> [Short task]: In the entries below, count every line with the string "Convert". State the count and nothing else.

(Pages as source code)
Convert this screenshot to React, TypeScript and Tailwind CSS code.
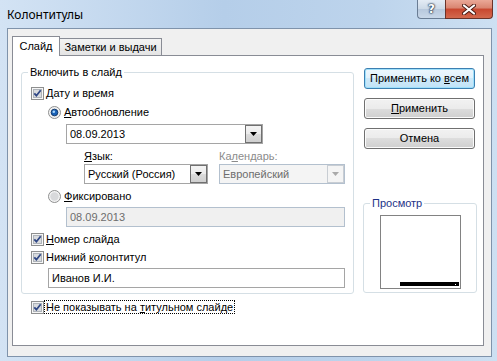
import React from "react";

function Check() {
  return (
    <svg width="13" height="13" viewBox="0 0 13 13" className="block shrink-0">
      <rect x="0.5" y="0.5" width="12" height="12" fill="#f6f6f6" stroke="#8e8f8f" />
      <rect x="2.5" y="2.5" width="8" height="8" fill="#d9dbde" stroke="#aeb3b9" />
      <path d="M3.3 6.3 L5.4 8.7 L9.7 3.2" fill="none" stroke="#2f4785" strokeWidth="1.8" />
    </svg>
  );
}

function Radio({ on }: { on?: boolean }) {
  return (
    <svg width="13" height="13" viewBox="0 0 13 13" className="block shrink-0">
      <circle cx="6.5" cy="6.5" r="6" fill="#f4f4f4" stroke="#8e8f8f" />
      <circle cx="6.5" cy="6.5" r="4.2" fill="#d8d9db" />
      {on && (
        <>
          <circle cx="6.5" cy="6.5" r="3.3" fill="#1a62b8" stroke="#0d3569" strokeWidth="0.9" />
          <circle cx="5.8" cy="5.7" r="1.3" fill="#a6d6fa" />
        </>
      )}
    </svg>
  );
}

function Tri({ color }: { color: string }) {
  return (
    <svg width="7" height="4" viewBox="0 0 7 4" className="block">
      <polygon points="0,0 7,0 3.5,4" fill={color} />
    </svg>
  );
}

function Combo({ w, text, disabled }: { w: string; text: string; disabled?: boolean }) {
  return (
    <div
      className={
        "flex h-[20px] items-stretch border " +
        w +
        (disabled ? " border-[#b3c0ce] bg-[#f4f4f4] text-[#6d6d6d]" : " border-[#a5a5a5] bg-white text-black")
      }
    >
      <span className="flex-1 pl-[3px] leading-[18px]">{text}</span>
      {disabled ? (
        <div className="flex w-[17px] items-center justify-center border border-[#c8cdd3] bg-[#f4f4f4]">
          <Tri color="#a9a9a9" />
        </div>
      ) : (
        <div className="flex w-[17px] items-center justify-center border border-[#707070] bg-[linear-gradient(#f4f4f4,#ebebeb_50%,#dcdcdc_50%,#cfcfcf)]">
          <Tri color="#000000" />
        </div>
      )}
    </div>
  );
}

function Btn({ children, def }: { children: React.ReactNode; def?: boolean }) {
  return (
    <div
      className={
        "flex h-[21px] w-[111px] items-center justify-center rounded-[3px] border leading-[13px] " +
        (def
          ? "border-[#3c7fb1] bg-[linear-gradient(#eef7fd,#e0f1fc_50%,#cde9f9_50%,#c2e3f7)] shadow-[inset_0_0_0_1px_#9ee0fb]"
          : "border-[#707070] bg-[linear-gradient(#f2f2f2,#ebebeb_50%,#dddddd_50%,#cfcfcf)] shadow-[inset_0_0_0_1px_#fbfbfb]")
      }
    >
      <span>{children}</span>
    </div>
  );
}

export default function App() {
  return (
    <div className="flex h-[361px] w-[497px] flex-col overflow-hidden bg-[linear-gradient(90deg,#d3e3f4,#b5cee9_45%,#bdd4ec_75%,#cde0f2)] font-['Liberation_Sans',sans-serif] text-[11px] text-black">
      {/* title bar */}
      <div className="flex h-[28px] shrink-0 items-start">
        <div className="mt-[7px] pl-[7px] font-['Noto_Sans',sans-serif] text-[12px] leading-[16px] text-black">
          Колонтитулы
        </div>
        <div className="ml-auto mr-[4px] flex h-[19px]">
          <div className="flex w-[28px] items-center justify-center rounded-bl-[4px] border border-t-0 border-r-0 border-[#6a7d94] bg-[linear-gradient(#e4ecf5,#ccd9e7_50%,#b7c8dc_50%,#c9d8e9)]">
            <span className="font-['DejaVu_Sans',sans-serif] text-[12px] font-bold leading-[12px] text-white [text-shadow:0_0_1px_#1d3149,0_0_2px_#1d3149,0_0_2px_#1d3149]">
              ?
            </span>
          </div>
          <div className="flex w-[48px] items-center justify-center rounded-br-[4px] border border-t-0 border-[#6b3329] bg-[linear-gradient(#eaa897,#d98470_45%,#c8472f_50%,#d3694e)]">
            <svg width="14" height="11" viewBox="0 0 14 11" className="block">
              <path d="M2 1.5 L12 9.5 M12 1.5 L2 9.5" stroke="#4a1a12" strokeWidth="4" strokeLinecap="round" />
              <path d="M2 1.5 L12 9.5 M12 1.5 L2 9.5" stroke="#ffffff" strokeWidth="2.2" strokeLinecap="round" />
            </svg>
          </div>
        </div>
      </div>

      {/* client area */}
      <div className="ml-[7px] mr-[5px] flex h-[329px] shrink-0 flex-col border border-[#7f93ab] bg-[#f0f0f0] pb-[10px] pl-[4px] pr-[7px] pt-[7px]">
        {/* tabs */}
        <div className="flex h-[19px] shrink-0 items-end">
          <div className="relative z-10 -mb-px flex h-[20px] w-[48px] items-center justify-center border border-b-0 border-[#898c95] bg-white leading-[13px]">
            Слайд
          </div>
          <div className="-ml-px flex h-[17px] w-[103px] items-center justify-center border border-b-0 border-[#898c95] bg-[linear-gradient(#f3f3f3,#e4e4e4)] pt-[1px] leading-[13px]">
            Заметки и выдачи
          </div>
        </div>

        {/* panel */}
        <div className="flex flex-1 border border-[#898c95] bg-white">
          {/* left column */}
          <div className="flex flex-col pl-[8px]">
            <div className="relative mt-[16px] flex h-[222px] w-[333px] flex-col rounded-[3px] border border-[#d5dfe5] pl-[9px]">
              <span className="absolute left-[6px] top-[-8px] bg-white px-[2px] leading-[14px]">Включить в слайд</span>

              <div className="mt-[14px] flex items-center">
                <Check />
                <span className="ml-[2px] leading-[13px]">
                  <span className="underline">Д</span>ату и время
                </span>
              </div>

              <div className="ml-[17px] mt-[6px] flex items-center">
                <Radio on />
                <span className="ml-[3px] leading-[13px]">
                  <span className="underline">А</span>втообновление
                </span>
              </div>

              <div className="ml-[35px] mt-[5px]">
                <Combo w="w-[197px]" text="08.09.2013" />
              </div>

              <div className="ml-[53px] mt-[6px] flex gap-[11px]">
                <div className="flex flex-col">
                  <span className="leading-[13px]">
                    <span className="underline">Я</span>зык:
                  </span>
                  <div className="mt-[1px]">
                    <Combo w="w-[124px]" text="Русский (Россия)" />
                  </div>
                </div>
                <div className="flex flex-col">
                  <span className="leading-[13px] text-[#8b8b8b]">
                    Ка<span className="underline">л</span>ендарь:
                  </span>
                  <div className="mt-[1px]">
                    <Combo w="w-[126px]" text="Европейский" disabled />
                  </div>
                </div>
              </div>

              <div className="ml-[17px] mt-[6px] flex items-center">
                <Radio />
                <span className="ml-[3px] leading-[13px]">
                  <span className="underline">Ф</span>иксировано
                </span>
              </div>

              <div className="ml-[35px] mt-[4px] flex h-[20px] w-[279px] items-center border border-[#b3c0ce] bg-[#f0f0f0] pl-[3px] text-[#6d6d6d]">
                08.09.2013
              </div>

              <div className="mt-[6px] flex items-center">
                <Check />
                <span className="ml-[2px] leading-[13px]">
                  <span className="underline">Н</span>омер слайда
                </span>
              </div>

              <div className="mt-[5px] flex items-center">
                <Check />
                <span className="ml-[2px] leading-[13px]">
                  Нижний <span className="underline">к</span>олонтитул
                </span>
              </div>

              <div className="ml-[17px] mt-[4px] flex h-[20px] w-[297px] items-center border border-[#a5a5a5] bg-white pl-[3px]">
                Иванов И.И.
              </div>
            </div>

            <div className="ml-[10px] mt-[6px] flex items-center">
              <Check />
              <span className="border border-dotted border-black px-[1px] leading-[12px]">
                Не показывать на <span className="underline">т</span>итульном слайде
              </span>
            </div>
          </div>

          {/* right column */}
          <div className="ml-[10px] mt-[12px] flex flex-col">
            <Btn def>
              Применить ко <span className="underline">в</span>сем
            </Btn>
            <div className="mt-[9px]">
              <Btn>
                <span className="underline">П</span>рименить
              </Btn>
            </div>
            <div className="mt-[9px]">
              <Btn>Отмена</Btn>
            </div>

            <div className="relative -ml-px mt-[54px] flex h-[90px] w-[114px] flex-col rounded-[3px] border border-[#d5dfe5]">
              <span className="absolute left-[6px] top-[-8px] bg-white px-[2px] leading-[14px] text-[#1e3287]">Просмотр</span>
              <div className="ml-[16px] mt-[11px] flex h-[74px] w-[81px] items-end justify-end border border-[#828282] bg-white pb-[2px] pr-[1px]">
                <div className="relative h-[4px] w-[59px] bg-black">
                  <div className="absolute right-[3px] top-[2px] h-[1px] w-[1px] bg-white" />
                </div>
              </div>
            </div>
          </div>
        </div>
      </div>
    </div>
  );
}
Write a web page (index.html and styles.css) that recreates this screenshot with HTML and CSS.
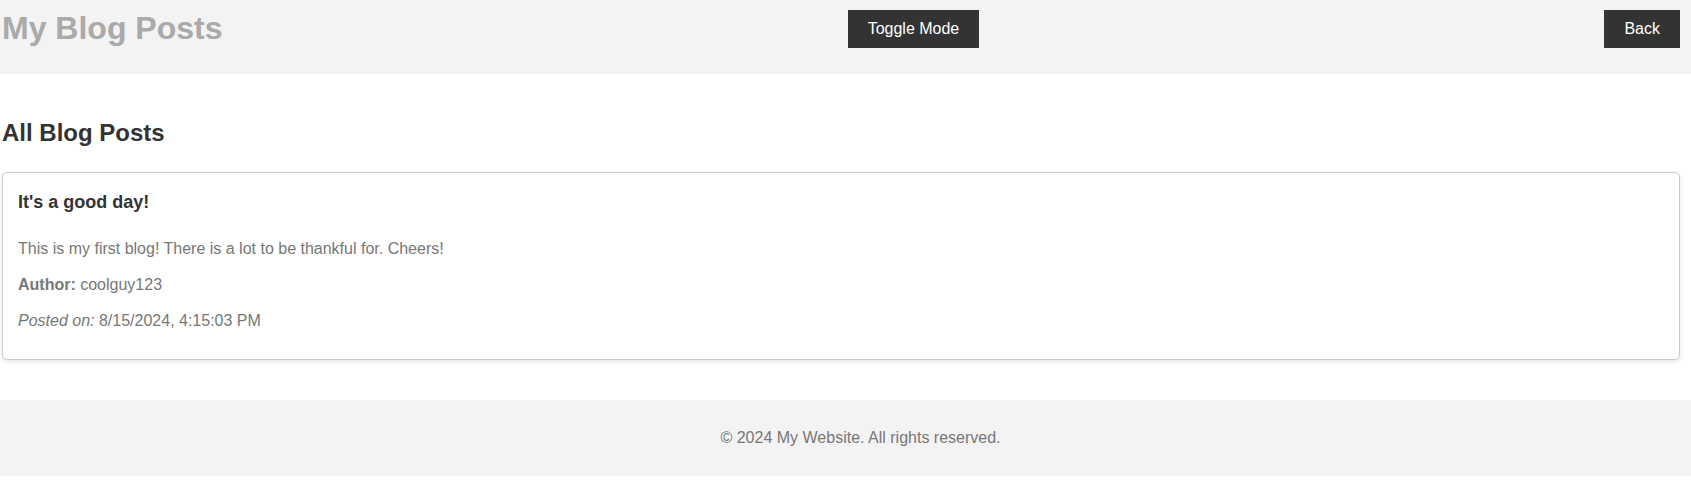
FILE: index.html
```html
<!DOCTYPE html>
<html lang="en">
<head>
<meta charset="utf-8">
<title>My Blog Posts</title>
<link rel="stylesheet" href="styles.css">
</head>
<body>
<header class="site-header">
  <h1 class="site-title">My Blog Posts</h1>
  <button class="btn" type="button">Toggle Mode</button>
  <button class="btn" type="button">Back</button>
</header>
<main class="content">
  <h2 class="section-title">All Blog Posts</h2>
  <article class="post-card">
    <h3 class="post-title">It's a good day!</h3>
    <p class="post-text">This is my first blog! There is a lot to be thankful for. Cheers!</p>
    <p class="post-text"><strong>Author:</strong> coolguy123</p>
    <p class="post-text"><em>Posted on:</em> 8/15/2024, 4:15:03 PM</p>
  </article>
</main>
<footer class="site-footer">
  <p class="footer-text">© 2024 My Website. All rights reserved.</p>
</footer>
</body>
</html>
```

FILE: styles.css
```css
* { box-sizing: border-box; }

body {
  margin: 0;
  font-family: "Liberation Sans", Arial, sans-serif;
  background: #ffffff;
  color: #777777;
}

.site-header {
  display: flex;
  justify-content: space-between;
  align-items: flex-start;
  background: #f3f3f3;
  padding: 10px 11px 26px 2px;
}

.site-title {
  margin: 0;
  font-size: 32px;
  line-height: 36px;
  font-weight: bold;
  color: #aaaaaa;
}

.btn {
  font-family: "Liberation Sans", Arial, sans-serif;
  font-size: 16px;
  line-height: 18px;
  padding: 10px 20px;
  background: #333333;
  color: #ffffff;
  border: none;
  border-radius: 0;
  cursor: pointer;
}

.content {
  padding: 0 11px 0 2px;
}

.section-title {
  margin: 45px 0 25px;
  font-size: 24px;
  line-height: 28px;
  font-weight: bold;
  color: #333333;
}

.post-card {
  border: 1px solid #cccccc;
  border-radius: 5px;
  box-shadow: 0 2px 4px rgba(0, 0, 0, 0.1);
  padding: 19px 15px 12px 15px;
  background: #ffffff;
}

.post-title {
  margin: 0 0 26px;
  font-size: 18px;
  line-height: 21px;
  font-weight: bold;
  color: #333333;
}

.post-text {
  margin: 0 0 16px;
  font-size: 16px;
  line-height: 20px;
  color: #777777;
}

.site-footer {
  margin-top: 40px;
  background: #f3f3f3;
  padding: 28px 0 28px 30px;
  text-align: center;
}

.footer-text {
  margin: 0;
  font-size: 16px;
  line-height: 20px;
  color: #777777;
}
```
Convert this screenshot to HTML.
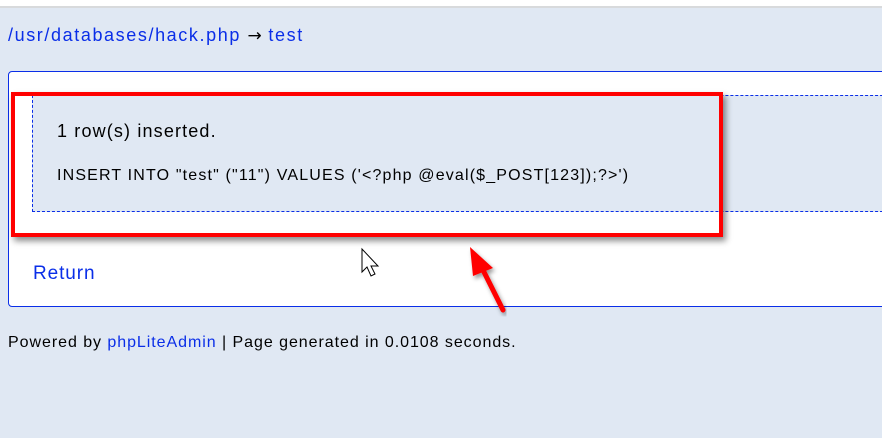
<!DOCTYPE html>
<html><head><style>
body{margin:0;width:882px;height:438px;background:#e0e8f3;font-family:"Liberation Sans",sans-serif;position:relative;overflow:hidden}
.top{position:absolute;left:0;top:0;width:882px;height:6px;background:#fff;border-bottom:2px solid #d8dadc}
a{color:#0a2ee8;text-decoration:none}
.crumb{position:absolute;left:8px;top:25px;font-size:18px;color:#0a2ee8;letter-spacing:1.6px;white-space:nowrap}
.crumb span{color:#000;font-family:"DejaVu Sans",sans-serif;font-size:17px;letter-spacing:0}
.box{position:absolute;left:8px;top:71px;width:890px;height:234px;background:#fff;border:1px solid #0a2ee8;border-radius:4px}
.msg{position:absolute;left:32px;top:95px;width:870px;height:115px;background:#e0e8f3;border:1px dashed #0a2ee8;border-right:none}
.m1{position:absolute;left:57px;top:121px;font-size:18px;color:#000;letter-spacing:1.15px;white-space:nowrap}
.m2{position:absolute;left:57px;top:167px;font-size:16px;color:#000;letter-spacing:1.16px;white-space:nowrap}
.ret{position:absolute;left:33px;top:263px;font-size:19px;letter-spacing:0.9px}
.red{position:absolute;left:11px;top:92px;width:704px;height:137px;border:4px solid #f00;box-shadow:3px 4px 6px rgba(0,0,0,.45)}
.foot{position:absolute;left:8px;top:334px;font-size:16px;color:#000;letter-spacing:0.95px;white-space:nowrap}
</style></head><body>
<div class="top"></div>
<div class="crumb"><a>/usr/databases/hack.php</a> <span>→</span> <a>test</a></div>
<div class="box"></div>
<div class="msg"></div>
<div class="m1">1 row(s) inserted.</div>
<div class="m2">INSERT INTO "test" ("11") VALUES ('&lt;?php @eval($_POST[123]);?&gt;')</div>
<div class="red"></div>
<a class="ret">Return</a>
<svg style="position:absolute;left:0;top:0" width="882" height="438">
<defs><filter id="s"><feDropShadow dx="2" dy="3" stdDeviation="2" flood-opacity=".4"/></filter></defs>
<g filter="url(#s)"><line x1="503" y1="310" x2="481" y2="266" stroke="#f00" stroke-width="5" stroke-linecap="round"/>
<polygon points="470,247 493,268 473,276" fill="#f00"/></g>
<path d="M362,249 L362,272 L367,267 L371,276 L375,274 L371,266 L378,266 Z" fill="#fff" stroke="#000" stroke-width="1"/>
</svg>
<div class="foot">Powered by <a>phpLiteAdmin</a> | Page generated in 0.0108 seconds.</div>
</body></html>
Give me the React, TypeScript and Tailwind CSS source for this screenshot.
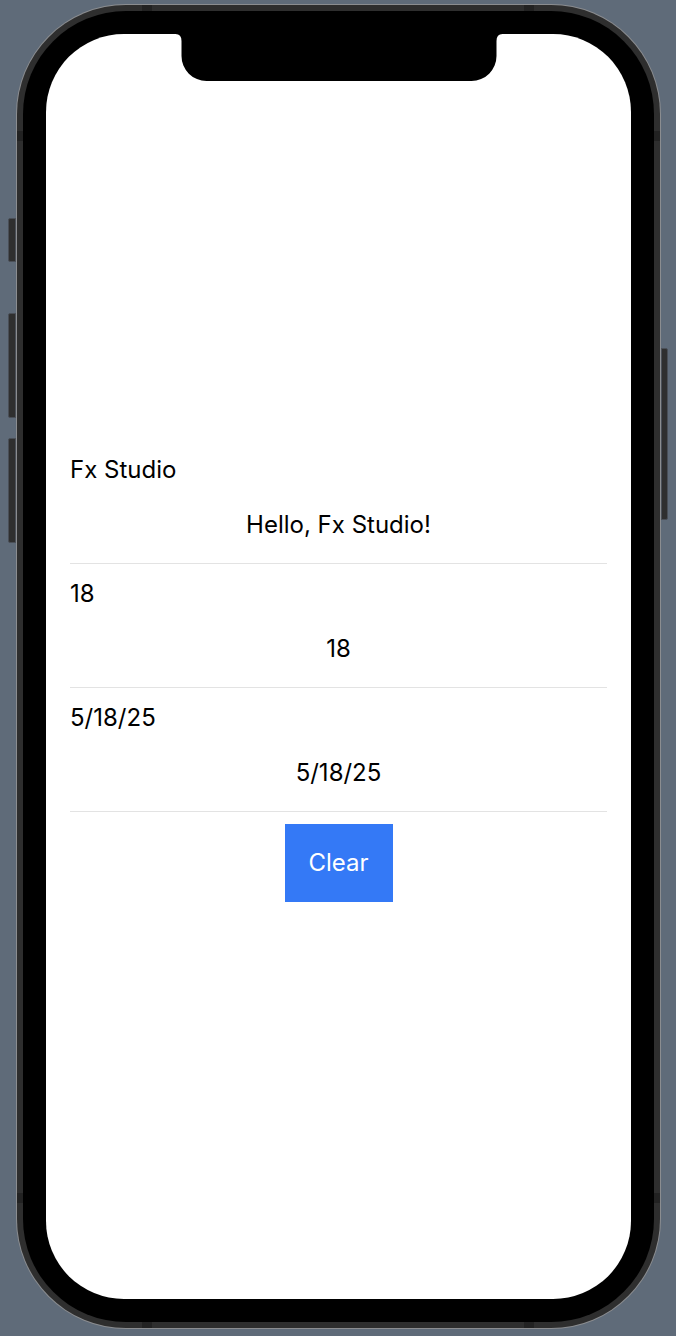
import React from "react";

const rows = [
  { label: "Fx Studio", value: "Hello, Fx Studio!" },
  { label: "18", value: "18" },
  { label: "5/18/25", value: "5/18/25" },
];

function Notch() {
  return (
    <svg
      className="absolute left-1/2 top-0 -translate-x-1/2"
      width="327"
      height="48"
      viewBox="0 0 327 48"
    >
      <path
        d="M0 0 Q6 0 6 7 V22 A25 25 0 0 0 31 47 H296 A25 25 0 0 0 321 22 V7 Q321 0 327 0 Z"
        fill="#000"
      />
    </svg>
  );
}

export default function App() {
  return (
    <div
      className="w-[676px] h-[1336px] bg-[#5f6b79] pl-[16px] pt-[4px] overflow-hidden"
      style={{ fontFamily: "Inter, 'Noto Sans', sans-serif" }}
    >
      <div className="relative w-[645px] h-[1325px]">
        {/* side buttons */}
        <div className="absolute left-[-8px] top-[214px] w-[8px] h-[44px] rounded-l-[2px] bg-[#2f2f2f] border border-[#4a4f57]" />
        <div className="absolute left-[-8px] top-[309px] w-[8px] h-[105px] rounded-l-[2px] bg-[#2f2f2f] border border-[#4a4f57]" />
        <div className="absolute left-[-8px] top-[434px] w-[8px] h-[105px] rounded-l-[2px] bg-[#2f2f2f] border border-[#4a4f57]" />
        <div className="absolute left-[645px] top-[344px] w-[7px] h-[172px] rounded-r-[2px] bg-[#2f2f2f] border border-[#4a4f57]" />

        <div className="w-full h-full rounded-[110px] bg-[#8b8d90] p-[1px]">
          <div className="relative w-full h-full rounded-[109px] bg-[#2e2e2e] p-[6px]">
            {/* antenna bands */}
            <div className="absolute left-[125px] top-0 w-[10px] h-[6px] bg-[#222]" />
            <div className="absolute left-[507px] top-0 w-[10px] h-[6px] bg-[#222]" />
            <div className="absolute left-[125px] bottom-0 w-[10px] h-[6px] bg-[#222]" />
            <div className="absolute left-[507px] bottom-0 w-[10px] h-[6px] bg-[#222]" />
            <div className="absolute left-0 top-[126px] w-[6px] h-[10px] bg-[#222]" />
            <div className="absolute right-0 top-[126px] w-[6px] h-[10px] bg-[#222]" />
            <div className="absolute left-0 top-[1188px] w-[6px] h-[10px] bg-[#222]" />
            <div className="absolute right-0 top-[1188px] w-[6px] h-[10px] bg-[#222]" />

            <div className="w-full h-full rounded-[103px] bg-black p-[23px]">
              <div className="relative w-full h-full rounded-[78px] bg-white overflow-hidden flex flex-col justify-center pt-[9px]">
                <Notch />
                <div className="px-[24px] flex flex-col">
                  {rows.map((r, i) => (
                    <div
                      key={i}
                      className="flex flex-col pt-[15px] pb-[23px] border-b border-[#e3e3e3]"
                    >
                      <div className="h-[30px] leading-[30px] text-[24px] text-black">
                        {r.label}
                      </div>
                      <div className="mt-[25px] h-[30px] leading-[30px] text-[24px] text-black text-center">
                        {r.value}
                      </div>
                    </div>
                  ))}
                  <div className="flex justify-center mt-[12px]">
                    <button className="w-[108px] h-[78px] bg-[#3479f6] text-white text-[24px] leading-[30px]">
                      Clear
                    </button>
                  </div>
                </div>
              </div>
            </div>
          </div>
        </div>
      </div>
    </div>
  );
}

> [Expected answer]: 2